A tough political attack is a terrible thing to waste, but that is what Donald Trump has squandered by launching vague, sweeping accusations against Hillary Clinton at precisely the moment when newly released emails raise valid, specific concerns about whether Clinton improperly mixed her public and private interests while serving as secretary of state.
It's not enough for Trump to dub her "Crooked Hillary," which always gets a roar of approval from friendly crowds that have already decided to vote Republican. If Trump wants to persuade truly undecided voters to shun Clinton, he needs to familiarize the voting public with the particulars of what Clinton's emails suggest, and why they might show conflicts of interest.
According to dozens of recently released emails, top State Department aides were in dialogue with officials from the Clinton Foundation, despite Hillary Clinton's vow to keep her charitable work isolated from official decision making.
In one communication, Clinton Foundation executive Doug Band pushes State Department staffers, telling them it's "important to take care of" a favored applicant. In another message, Band asked former Clinton aides Huma Abedin and Cheryl Mills to connect Gilbert Chagoury, a Lebanese-Nigerian billionaire and donor to the Clinton Foundation, to officials in the State Department. "We need Gilbert Chagoury to speak to the substance person re Lebanon," Band wrote. "As you know he's a key guy there and to us and is loved in Lebanon. Very imp." That "substance person" was the US ambassador to Lebanon -- a connection promised by State Department officials, although the ambassador says no meeting took place.
It's not exactly smoking-gun proof of corruption; none of the emails are to or from Clinton herself. Chagoury never got the meeting he sought with the ambassador to Lebanon. And we don't know if the applicant mentioned got a job. But it's fair to ask whether Clinton violated a promise to keep a wall between her official work and the family foundation.
Ideally, the Trump campaign would demand and/or lay out a detailed timeline showing when the emails were sent, and demand specific answers from Clinton about what happened and why.

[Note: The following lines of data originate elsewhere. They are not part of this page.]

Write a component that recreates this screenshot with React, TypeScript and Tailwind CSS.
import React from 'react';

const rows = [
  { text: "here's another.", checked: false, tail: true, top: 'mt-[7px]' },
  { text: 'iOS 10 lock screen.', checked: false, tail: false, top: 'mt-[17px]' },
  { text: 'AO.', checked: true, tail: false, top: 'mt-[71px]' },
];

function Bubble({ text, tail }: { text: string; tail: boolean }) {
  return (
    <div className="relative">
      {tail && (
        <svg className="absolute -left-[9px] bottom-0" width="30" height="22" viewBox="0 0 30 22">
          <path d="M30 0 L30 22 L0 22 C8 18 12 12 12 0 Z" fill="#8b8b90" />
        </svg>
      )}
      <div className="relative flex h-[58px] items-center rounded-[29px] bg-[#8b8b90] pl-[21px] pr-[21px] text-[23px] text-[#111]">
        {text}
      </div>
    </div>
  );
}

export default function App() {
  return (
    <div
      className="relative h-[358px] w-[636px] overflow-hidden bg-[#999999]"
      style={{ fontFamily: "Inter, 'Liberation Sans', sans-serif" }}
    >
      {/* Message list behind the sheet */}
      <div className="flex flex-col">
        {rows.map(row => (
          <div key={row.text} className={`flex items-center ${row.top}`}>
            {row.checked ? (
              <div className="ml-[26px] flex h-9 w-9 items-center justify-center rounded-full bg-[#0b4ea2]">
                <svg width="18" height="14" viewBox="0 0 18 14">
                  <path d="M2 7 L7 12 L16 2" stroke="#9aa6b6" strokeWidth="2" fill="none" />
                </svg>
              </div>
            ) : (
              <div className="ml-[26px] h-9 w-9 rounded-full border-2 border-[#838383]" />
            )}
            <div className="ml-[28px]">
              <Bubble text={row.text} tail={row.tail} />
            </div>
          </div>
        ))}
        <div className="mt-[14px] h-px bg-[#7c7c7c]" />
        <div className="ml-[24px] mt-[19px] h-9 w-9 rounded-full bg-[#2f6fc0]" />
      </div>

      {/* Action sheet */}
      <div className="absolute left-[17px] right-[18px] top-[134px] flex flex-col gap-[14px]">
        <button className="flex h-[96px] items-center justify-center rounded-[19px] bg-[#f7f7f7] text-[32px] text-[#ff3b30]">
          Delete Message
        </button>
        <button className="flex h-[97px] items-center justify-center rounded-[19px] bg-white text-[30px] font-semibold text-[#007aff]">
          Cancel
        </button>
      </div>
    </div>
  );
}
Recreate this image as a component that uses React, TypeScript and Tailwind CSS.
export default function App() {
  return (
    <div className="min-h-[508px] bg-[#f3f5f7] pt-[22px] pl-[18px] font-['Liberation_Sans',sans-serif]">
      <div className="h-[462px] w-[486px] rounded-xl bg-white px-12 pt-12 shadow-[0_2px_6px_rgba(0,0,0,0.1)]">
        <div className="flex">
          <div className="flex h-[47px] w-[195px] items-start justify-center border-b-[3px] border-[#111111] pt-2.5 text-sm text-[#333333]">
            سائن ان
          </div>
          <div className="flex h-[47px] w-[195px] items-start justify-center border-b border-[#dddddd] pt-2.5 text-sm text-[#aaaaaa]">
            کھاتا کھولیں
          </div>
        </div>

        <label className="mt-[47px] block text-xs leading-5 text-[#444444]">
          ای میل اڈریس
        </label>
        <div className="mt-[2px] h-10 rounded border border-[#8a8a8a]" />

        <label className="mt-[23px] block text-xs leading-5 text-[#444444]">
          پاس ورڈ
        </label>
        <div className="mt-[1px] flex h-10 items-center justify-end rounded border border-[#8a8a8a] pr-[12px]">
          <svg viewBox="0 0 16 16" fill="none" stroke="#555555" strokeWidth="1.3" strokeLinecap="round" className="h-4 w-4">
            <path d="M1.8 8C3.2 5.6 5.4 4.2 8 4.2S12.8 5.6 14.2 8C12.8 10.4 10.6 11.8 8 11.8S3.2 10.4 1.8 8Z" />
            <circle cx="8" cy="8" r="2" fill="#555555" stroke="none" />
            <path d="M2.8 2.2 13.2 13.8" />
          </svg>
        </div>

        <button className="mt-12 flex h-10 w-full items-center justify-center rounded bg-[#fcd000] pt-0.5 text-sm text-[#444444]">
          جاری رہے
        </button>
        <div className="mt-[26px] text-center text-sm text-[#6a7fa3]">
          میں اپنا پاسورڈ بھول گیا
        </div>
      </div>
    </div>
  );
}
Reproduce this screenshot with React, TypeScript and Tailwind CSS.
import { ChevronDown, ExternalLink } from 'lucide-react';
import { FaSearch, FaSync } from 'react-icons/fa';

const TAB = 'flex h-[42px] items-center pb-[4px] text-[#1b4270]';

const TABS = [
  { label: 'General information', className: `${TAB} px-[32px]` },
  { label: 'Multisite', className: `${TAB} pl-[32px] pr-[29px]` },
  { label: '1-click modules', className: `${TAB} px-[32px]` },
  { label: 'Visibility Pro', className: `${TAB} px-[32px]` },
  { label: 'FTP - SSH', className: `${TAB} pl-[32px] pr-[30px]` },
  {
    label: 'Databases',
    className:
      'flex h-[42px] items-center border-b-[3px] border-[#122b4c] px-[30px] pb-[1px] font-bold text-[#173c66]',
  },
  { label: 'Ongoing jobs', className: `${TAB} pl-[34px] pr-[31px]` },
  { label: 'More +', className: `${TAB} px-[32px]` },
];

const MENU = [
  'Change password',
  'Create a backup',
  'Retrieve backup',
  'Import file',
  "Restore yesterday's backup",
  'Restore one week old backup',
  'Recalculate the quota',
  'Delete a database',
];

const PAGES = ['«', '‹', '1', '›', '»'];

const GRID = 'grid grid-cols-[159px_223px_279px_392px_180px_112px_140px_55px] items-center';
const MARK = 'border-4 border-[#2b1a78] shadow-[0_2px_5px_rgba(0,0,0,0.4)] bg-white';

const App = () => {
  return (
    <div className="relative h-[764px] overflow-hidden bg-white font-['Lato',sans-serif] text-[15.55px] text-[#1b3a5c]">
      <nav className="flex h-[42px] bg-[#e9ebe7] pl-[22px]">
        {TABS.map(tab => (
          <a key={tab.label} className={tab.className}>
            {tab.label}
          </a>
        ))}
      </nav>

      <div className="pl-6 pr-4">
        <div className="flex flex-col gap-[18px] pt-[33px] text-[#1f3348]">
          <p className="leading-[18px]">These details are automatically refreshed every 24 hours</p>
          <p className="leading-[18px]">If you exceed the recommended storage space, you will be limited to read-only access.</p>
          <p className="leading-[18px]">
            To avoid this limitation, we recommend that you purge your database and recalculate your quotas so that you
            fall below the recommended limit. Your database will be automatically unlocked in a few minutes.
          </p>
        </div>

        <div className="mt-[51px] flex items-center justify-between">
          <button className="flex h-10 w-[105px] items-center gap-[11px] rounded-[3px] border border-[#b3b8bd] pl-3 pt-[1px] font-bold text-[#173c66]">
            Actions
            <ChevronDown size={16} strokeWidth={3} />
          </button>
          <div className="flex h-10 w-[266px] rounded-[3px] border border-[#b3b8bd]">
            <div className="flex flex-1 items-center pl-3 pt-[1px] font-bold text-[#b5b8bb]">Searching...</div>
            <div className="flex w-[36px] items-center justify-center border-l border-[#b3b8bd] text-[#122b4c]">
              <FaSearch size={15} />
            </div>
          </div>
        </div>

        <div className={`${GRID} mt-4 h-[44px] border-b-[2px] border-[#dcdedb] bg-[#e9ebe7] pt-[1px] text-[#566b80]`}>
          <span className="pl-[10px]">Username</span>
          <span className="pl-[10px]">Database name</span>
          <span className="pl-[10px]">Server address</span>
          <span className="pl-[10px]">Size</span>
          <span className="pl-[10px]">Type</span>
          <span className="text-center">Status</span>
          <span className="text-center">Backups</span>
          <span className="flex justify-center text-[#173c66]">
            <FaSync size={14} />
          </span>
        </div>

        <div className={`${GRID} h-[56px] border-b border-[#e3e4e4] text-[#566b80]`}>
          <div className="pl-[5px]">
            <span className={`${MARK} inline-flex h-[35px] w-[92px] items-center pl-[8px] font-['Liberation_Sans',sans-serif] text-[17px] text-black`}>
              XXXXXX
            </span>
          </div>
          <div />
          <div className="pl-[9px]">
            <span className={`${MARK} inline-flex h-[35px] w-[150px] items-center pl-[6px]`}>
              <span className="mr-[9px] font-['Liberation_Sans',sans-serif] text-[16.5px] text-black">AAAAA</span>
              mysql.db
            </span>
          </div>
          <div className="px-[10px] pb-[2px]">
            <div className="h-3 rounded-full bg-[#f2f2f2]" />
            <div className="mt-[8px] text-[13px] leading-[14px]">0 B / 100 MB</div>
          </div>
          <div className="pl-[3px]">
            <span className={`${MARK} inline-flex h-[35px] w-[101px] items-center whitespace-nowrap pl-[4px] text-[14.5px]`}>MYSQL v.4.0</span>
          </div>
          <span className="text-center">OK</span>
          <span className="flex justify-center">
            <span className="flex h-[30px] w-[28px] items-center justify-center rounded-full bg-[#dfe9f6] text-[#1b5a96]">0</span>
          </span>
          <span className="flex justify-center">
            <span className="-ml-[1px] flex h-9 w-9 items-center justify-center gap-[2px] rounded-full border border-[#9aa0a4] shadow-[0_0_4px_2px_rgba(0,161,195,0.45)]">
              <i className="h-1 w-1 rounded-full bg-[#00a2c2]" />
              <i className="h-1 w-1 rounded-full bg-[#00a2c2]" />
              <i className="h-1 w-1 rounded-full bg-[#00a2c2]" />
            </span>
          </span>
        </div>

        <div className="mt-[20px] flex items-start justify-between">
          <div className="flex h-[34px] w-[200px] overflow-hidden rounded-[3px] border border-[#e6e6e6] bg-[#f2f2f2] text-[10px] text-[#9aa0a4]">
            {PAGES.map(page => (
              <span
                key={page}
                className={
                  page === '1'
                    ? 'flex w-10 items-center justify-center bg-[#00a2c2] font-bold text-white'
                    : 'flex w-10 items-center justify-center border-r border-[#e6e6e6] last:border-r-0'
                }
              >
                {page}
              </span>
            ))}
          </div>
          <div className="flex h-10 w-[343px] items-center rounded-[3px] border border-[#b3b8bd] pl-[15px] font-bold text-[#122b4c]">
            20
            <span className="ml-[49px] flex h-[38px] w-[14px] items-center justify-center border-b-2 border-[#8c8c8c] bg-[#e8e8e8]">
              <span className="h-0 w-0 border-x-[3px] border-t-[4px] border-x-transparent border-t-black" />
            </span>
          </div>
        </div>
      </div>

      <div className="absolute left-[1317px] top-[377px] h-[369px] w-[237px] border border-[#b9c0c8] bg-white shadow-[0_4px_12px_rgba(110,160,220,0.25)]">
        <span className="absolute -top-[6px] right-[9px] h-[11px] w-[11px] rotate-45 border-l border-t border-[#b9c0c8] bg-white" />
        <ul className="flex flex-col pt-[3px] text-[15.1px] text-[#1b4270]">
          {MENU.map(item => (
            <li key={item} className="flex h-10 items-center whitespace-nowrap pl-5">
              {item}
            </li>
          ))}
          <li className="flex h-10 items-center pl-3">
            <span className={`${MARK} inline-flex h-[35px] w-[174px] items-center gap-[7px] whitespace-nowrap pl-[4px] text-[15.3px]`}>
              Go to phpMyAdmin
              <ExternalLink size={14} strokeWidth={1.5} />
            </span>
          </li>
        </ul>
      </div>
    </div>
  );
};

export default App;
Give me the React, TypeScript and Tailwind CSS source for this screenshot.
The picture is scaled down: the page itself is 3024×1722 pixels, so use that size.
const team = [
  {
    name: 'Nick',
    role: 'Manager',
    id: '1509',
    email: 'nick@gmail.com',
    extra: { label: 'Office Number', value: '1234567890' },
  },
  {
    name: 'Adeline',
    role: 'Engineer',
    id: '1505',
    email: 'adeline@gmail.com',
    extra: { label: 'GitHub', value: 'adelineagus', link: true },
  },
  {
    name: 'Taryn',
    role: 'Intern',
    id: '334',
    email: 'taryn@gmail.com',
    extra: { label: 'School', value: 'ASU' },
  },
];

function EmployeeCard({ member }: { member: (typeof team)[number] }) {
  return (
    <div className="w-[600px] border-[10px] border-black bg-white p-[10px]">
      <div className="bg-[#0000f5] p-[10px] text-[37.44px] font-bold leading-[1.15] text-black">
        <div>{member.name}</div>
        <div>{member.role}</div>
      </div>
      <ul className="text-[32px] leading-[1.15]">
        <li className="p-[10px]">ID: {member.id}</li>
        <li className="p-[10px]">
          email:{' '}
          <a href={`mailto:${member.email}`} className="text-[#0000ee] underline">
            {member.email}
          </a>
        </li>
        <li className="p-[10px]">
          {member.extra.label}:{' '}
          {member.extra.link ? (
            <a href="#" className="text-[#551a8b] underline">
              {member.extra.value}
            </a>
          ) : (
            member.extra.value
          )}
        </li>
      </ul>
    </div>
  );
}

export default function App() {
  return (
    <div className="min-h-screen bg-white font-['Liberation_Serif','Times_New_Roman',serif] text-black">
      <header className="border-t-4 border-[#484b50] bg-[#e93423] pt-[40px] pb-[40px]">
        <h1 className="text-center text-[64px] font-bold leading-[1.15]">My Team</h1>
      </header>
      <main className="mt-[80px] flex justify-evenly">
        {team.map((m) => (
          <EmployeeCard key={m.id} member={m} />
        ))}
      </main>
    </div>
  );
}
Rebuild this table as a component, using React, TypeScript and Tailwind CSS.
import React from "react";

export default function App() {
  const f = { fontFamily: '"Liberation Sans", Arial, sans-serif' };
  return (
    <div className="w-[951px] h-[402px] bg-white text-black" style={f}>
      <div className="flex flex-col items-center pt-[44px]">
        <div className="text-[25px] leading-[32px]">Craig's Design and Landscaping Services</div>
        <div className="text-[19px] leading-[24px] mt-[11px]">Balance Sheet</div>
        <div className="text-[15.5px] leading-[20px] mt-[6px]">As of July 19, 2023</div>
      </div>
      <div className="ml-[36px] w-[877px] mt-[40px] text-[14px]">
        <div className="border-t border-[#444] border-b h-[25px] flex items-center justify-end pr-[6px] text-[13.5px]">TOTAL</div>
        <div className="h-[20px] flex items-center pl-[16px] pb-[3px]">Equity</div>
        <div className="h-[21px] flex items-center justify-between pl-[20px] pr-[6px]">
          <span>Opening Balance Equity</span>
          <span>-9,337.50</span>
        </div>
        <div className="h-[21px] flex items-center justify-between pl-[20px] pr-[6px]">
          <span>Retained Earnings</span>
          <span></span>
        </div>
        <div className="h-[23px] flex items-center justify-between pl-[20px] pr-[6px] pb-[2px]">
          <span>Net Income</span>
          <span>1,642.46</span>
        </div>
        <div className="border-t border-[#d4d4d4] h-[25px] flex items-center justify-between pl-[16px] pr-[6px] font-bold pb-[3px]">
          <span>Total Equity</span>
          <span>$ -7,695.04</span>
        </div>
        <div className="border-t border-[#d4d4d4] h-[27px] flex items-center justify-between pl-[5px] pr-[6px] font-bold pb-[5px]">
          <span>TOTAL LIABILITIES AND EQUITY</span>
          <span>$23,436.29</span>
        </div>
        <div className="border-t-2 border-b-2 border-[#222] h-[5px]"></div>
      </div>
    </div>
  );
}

But that's not likely to happen: Trump is too fond of broad accusations rather than specific proof. "It's called pay for play," he said in a recent speech. And some of these [emails] were really, really bad and illegal. If it's true, it's illegal. You're paying and you're getting things."
Not exactly. As the Clinton campaign has countered: "Neither of these emails involve the secretary or relate to the foundation's work. They are communications between her aides and the president's personal aide, and indeed the recommendation was for one of the secretary's former staffers who was not employed by the foundation."
True, the campaign's denials don't answer the question completely: Trump has every right to ask whether Clinton's aides adhered to the letter and spirit of an agreement to keep foundation and government work entirely separate. If they didn't, she can and should be held accountable by voters.
But by calling it illegal without solid proof, Trump risks blowing a political opportunity. During the Democratic primaries, Sen. Bernie Sanders goofed by dismissing Clinton's possible ethics issues: "the American people are sick and tired of hearing about your damn e-mails," Sanders famously said at the first Democratic debate.
That let Clinton off the hook, and prevented Sanders from raising the issue later in the campaign, when it might have done him some good.
Trump is making a similar mistake. It should be a respected legal supporter -- an ex-judge or law professor, for instance -- who points out any potential ethical shortcomings in actions of Clinton or her aides. And any criticism from Trump should be paired with a specific promise -- and, perhaps, a screening panel or mechanism -- to ensure a Trump White House would avoid such problems.
It's not as much fun as blindly bashing "Crooked Hillary," but it might hold more water and signal to voters that holding high officials accountable for their actions is serious business, not just an excuse for name-calling.